Selasa, 23 Juli 2013

SAHABAT

Ada 2 kejadian yang berbeda yang kualami dengan 2 sahabat yang berbeda.
Sahabat 1, kami bersahabat dekat, padanya kuceritakan apa yang tidak kuceritakan pada orang lain, demikian pula dia. Tetapi suatu ketika kami pernah berkonflik, tiba-tiba saja kami tidak bertegur sapa, entah apa sebabnya tiba-tiba ada sekat diantara kami. Meski kami tak saling sapa tetapi kami tak saling menyakiti. Hingga saatnya Allah hilangkan sekat itu dan kami kembali jadi sahabat, bagaikan saudara.
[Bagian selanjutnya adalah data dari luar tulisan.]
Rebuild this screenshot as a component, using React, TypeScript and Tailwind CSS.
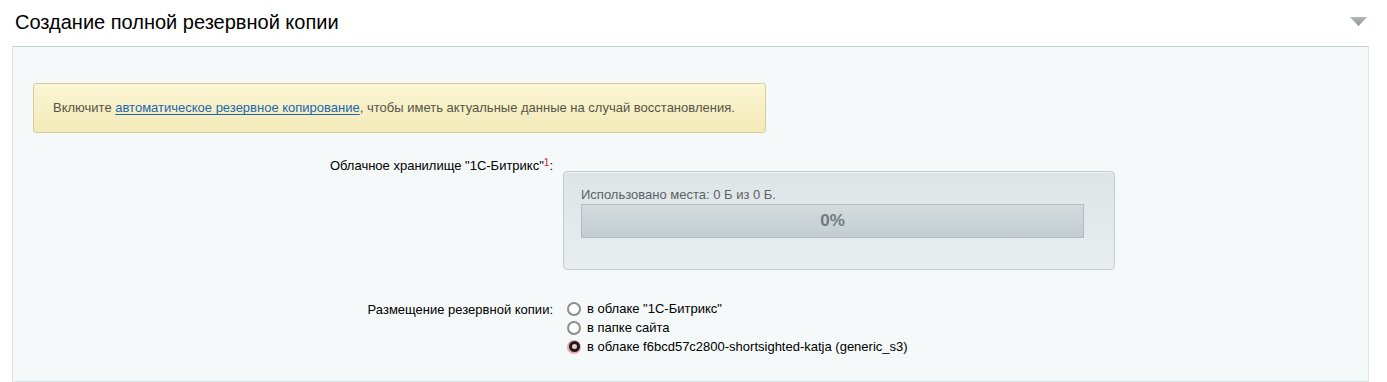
import React from "react";

const font = { fontFamily: '"Liberation Sans", Arial, sans-serif' };

function Radio({ checked, label }: { checked?: boolean; label: string }) {
  return (
    <label className="flex items-center h-[19px] text-[13px] text-[#000] leading-none">
      {checked ? (
        <span className="w-[14px] h-[14px] rounded-full bg-[#f0a2ad] flex items-center justify-center">
          <span className="w-[11px] h-[11px] rounded-full border-[3px] border-[#1d1d1d] bg-[#f5c6cd]" />
        </span>
      ) : (
        <span className="w-[14px] h-[14px] rounded-full border-2 border-[#8d8d8d] bg-white" />
      )}
      <span className="ml-[6px]">{label}</span>
    </label>
  );
}

export default function App() {
  return (
    <div className="w-[1387px] h-[382px] bg-white overflow-hidden" style={font}>
      <div className="flex items-center justify-between h-[46px] pl-[15px] pr-[20px]">
        <h2 className="text-[20px] text-[#000] leading-none -mt-[2px]">Создание полной резервной копии</h2>
        <svg width="17" height="9" viewBox="0 0 17 9" className="-mt-[3px]">
          <defs>
            <linearGradient id="ar" x1="0" y1="0" x2="0" y2="1">
              <stop offset="0" stopColor="#b4b8ba" />
              <stop offset="1" stopColor="#8a9094" />
            </linearGradient>
          </defs>
          <polygon points="0,0 17,0 8.5,9" fill="url(#ar)" />
        </svg>
      </div>

      <div className="ml-[12px] w-[1357px] h-[336px] bg-[#f5f9f9] border border-[#dde5e8] border-t-[#c9d1d5]">
        <div className="pt-[36px] pl-[20px]">
          <div className="w-[733px] h-[50px] rounded-[3px] border border-[#d8cc98] bg-[linear-gradient(#fbf6d4,#f3eab8)] flex items-center pl-[19px] text-[13px] text-[#555548]">
            Включите&nbsp;
            <a href="#" className="text-[#2067b0] underline underline-offset-2">автоматическое резервное копирование</a>
            , чтобы иметь актуальные данные на случай восстановления.
          </div>
        </div>

        <div className="grid grid-cols-[543px_1fr] mt-[25px] text-[13px]">
          <div className="text-right pr-[3px] text-[#000] leading-[15px]">
            Облачное хранилище "1С-Битрикс"<span className="text-[#e02020] text-[10px] relative -top-[4px]">1</span>:
          </div>
          <div />

          <div />
          <div className="pl-[7px] -mt-[3px]">
            <div className="w-[552px] h-[99px] rounded-[4px] border border-[#c4ccd0] bg-[linear-gradient(#dde5e7,#e8eef0)] shadow-[inset_0_1px_0_#eef3f4] pt-[15px] pl-[17px]">
              <div className="text-[#5b6165] leading-[16px]">Использовано места: 0 Б из 0 Б.</div>
              <div className="mt-[1px] w-[503px] h-[34px] border border-[#b3bcc0] bg-[linear-gradient(#d3dbdd,#c3cdd0)] flex items-center justify-center">
                <span className="text-[17px] font-bold text-[#6f7b81]">0%</span>
              </div>
            </div>
          </div>

          <div className="text-right pr-[3px] pt-[30px] text-[#000] leading-[19px]">Размещение резервной копии:</div>
          <div className="pl-[11px] pt-[29px] flex flex-col">
            <Radio label='в облаке "1С-Битрикс"' />
            <Radio label="в папке сайта" />
            <Radio checked label="в облаке f6bcd57c2800-shortsighted-katja (generic_s3)" />
          </div>
        </div>
      </div>
    </div>
  );
}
Semoga Allah membarakahi persahabatan ini.
Sahabat 2, kami juga bersahabat dekat, padaku dia bercerita apa yang tidak diceritakannya pada orang lain. Kami bahkan tak pernah bertengkar apalagi berkonflik tetapi karena suatu hal, yang itupun bukan antara aku dan dia , sesuatu di luar kami, menyebabkan ada jarak diantara kami. Bahkan dia denganku sepetti orang lain saja. Segalanya menjadi tak berbekas.
Sampai saat ini pun, sungguh aku tak mengerti apa yang terjadi. Apa hikmah di balik ini semua. Allah yang membolak-balikkan hati, tidak ada yang dapat menyatukan hati kecuali atas idzinNya. Dua hubungan yang berawal sama dengan perjalanan berbeda berakhir dengan sebaliknya. Berpisah denganku jelas bukan merupakan satu kerugian, tetapi bagiku kehilangan seorang teman dekat tetap mendatangkan kesedihan meski peristiwa itu sudah berlalu cukup lama.
Hanya bisa berharap Allah memberikan yang terbaik untukku dan dia, dan menghindarkan aku dari mendzaliminya tanpa kusadari.
Terima kasih banyak yang masih bersedia menjadi sahabatku hingga saat ini, moga bisa jadi sahabat yang baik untuk kalian .
#Edisi mellow mengenang masa lalu, dengan catatan semua pelaku bergender sama.

Minggu, 21 Juli 2013

CERITA DARI PANTI 5

Di hari minggu pagi itu, seorang anak panti datang ke rumahku. Pagi hari tadi saat bertemu di pengajian ahad pagi, anak itu terlihat bete.
Sesudah kusapa dia, kukeluarkan minum dan makanan sekedarnya. Setelah terlihat tenang kutanya dia" kok sendirian, tidak bilang ya sama teman - teman kalo mau ke sini?"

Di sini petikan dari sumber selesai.